(fotografía: archivo familiar)
Quien vea esta fotografía, pensará si lo digo, que es una fotografía que da la impresión de tener un siglo. Pero apenas treinta años restan el hoy de aquel ayer en que retrataron a mis hermanos, tan serios, enfundados en sus babis de rayas y con esa carita de alumnos de antaño. Y si digo que lo digo lo diré: por aquellos años, mis padres pagaban los libros de texto a plazos, y conservaban los plumieres de un año para otro, y se esforzaban por que las viejas carteras de cuero y hebillas que llevaban mis hermanos estuviesen en buen estado para el nuevo curso. Por supuesto, esto ocurría antes de que se inventaran esas sofisticadas mochilas con rueditas que tostonean las aceras de las ciudades y los pueblos, y también mucho antes de que los padres de hoy renueven a sus hijos cada septiembre como si fuesen escaparates de Elcorteinglés.
Yo no había nacido aún, estaba a punto, quizás ese mismo enero de aquella vuelta al cole sin síndromes postvacacionales ni sesudos psicólogos. Pablo, dicen, era tan despistado que perdía los lapiceros, con su parsimoniosa actitud frente a la vida que todavía conserva. Jesús debió de ser más rebelde: y cuenta mi madre casi con apuro cómo un día le dijeron que pegó un chicle a su compañero de pupitre en el pelo: a bien se solucionaría con una simple regañina (cosas de niños, dirían…) y con un buen corte de pelo para su vecino. Y hablando del pelo: ¿cómo no impresionarse con tan solo ver estos peinados con flequillo que tiende al infinito que lucen mis hermanos?

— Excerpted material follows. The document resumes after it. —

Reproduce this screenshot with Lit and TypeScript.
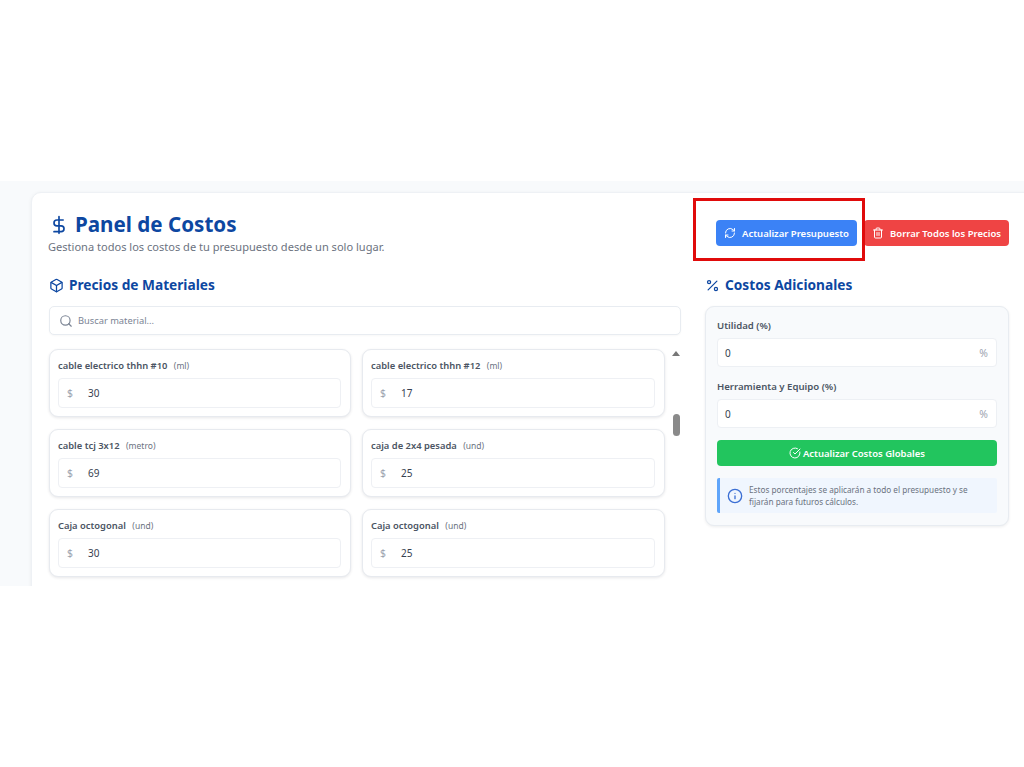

Septiembre entonces, cuando se despedía el verano sin preámbulos, y el aire agitaba las ramas del árbol aquel de mi calle, avisando de que llegaba el otoño, no era un mes triste aunque regresábamos a los horarios y a los abrigos y a los pantalones largos. El patio de mi casa y el desolado descampado frente a la panadería de la Sole se vaciaban muy despacio de críos, y se cerraban las ventanas porque el calor se marchaba sin prisas pero sin oscilar, en las noches templadas ya de octubre en las que también regresaba el pijama.
Visto después, el colegio al que yo iba no tenía el pasillo tan largo como en el recuerdo de aquellas vueltas al cole, ni las clases ni sus filas de pupitres de madera con el agujerito para el tintero, tan inmensas como aún las veo. El escenario, salvo su tamaño en la memoria (todo lo rememorado crece) parece haber cambiado poco, aunque sí los protagonistas. Siguen las paredes de aquel colegio pintadas del mismo modo, y siguen también algunos profesores de los que entonces nos enseñaron a leer. Y los niños en estas fotografías, esperando que el descampado se vacíe y haga frío otra vez, como entonces, como apenas solo treinta años aunque parezcan muchos más…
3 comentarios:
No seré yo quien corrija al escritor, pero tampoco seré quien se quite años. Los apenas treinta, no son tales, más bien treinta y cinco son los cabales. No habías nacido, se te pierden las fechas, se te perdona el descuido.
Observese que no se me cae el pelo, siempre tuve el mismo, poco.
Un beso hermano.
Jesús.
Se echa de menos la foto del autor con semejantes años. Haberla, seguro que la hay. Un saludo.
Mario
Un flequillo "que tiende al infinito", jaja, déjame aplaudir tu tino, es lo que he querido decir siempre que veo mis fotos de la infancia, pero nunca me ha salido. Es como una gregería: "El flequillo de los escolares tiende hacia el infinito." Muy bueno Luis, muy bueno.